Here are some of my Azureus froglets.  I had to take them out of their enclosure to count them and make sure they were all there.  I have three others in another enclosure.  I still have lots of tadpoles.  Today I start pulling eggs because I already have 35 tadpoles/froglets and that's the limit I can take care of properly up thru 3-4 months.

I've been updating so you can see the progression from newly laid eggs thru 3-4 month old froglets.

----------


## AuntieK

They look great  :Smile: 


Sent from my iPhone using Tapatalk

----------


## Paul

They look great Bryan! Will you be offering them up for sale when they are ready?

----------


## Happy Frog

> They look great 
> 
> 
> Sent from my iPhone using Tapatalk


Thanks.  I should mention that the lighter greenish coloration will go away as the froglet grows.  I've read this occurs when you feed the tadpoles a algae rich diet with a lot of spirulina.  The froglets you see in the pictures are now blue with none of that lighter coloring.

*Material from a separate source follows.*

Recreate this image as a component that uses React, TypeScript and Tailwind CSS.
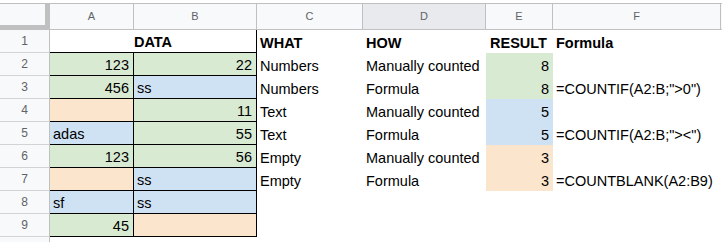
import React from "react";

const G = "bg-[#d9ead3]";
const B = "bg-[#cfe2f3]";
const O = "bg-[#fce5cd]";

type Cell = { v: string; bg: string; right?: boolean };

type Row = {
  n: number;
  a: Cell;
  b: Cell;
  c: string;
  d: string;
  e?: Cell;
  f?: string;
};

const rows: Row[] = [
  { n: 2, a: { v: "123", bg: G, right: true }, b: { v: "22", bg: G, right: true }, c: "Numbers", d: "Manually counted", e: { v: "8", bg: G } },
  { n: 3, a: { v: "456", bg: G, right: true }, b: { v: "ss", bg: B }, c: "Numbers", d: "Formula", e: { v: "8", bg: G }, f: '=COUNTIF(A2:B;">0")' },
  { n: 4, a: { v: "", bg: O }, b: { v: "11", bg: G, right: true }, c: "Text", d: "Manually counted", e: { v: "5", bg: B } },
  { n: 5, a: { v: "adas", bg: B }, b: { v: "55", bg: G, right: true }, c: "Text", d: "Formula", e: { v: "5", bg: B }, f: '=COUNTIF(A2:B;"><")' },
  { n: 6, a: { v: "123", bg: G, right: true }, b: { v: "56", bg: G, right: true }, c: "Empty", d: "Manually counted", e: { v: "3", bg: O } },
  { n: 7, a: { v: "", bg: O }, b: { v: "ss", bg: B }, c: "Empty", d: "Formula", e: { v: "3", bg: O }, f: "=COUNTBLANK(A2:B9)" },
  { n: 8, a: { v: "sf", bg: B }, b: { v: "ss", bg: B }, c: "", d: "" },
  { n: 9, a: { v: "45", bg: G, right: true }, b: { v: "", bg: O }, c: "", d: "" },
];

const RowHead = ({ n }: { n?: number }) => (
  <div className="w-[50px] h-full shrink-0 flex items-center justify-center bg-[#f8f9fa] border-r border-b border-r-[#c0c0c0] border-b-[#d3d3d3] text-[12px] text-[#5f6368]">
    {n}
  </div>
);

const DataCell = ({ cell, w }: { cell: Cell; w: string }) => (
  <div
    className={`${w} ${cell.bg} h-full shrink-0 flex items-end pb-[1px] border-r border-b border-black whitespace-nowrap ${
      cell.right ? "justify-end pr-[4px]" : "pl-[3px]"
    }`}
  >
    {cell.v}
  </div>
);

const ColHead = ({ label, w, active }: { label: string; w: string; active?: boolean }) => (
  <div
    className={`${w} h-full shrink-0 flex items-center justify-center border-r border-b border-[#c0c0c0] text-[11px] text-[#5f6368] ${
      active ? "bg-[#e8eaed]" : "bg-[#f8f9fa]"
    }`}
  >
    {label}
  </div>
);

const App: React.FC = () => {
  return (
    <div className="w-[722px] h-[242px] overflow-hidden bg-white pt-[3px] font-['Liberation_Sans',Arial,sans-serif] text-[14.5px] text-black leading-[17px]">
      {/* column headers */}
      <div className="flex h-[27px] border-t border-[#c0c0c0]">
        <div className="w-[50px] h-[26px] shrink-0 bg-[#f8f9fa] border-r-[5px] border-b-[5px] border-[#c0c0c0]" />
        <ColHead label="A" w="w-[84px]" />
        <ColHead label="B" w="w-[123px]" />
        <ColHead label="C" w="w-[106px]" />
        <ColHead label="D" w="w-[123px]" active />
        <ColHead label="E" w="w-[67px]" />
        <ColHead label="F" w="w-[168px]" />
        <div className="flex-1 h-full bg-[#f8f9fa] border-b border-[#c0c0c0]" />
      </div>

      {/* row 1 */}
      <div className="flex h-[23px]">
        <RowHead n={1} />
        <div className="w-[207px] h-full shrink-0 flex items-end justify-center pb-[1px] border-r border-b border-black font-bold">
          DATA
        </div>
        <div className="w-[106px] shrink-0 flex items-end pb-[1px] pl-[3px] font-bold">WHAT</div>
        <div className="w-[123px] shrink-0 flex items-end pb-[1px] pl-[3px] font-bold">HOW</div>
        <div className="w-[67px] shrink-0 flex items-end pb-[1px] pl-[4px] font-bold">RESULT</div>
        <div className="flex-1 flex items-end pb-[1px] pl-[3px] font-bold">Formula</div>
      </div>

      {rows.map((r) => (
        <div key={r.n} className="flex h-[23px]">
          <RowHead n={r.n} />
          <DataCell cell={r.a} w="w-[84px]" />
          <DataCell cell={r.b} w="w-[123px]" />
          <div className="w-[106px] shrink-0 flex items-end pb-[1px] pl-[3px] whitespace-nowrap">{r.c}</div>
          <div className="w-[123px] shrink-0 flex items-end pb-[1px] pl-[3px] whitespace-nowrap">{r.d}</div>
          <div className={`w-[67px] shrink-0 flex items-end justify-end pb-[1px] pr-[4px] ${r.e ? r.e.bg : ""}`}>
            {r.e?.v}
          </div>
          <div className="flex-1 flex items-end pb-[1px] pl-[3px] whitespace-nowrap">{r.f}</div>
        </div>
      ))}

      {/* row 10, cut off by the window edge */}
      <div className="flex h-[23px]">
        <RowHead />
      </div>
    </div>
  );
};

export default App;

Paul,  I already have a buyer for them but I can hold some back.  It wouldn't be till the end of March.  Over the next couple of days I'm going to try and post some new close-ups of the froglets.

----------


## Happy Frog

This is going to be my last post on this thread.  I wanted to show you how I raise my froglets up to 3 months.  The little one in the dish is 1 month oow and he is one of the froglets in the post above that had the greenish white on it's head.  As you can see it has worked itself out to pure blue.

I was trying to get the container build in sequential order but I'm just going to leave the pictures as is.

----------


## Paul

They look awesome! I won't be ready for any new frogs in march, but I hope they all go to someone who will love them!

----------


## ukfan1976

Wow so cool!  They are so tiny!  They look very well taken care of   :Smile:   Leaf litter is the one thing I haven't added to my Viv yet but am going to very soon!  They look like they love it!  :Smile:

----------


## Happy Frog

> Wow so cool!  They are so tiny!  They look very well taken care of    Leaf litter is the one thing I haven't added to my Viv yet but am going to very soon!  They look like they love it!


I said I wasn't going to post again but I remembered you had azureus.

I build up these containers just like a vivarium including springtails, and for light I use a small flourescent striplight.  I already have three of them made and as the froglets get larger and more come out of the water I move them around.  I have a smaller Tupperware that I keep froglets in that have just come out of the water.  I usually keep them in the smaller one for a week so I can see that they have started eating flies.  

Like I said before, leaf litter is really important.  They hide in it, they sleep in it, they breed and lay eggs in it...it's especially important for froglets because it helps them feel secure.  I have a trio of Leucs and they will actually get under the leaf litter and crawl from front to back and from one side to the other in their enclosure.

----------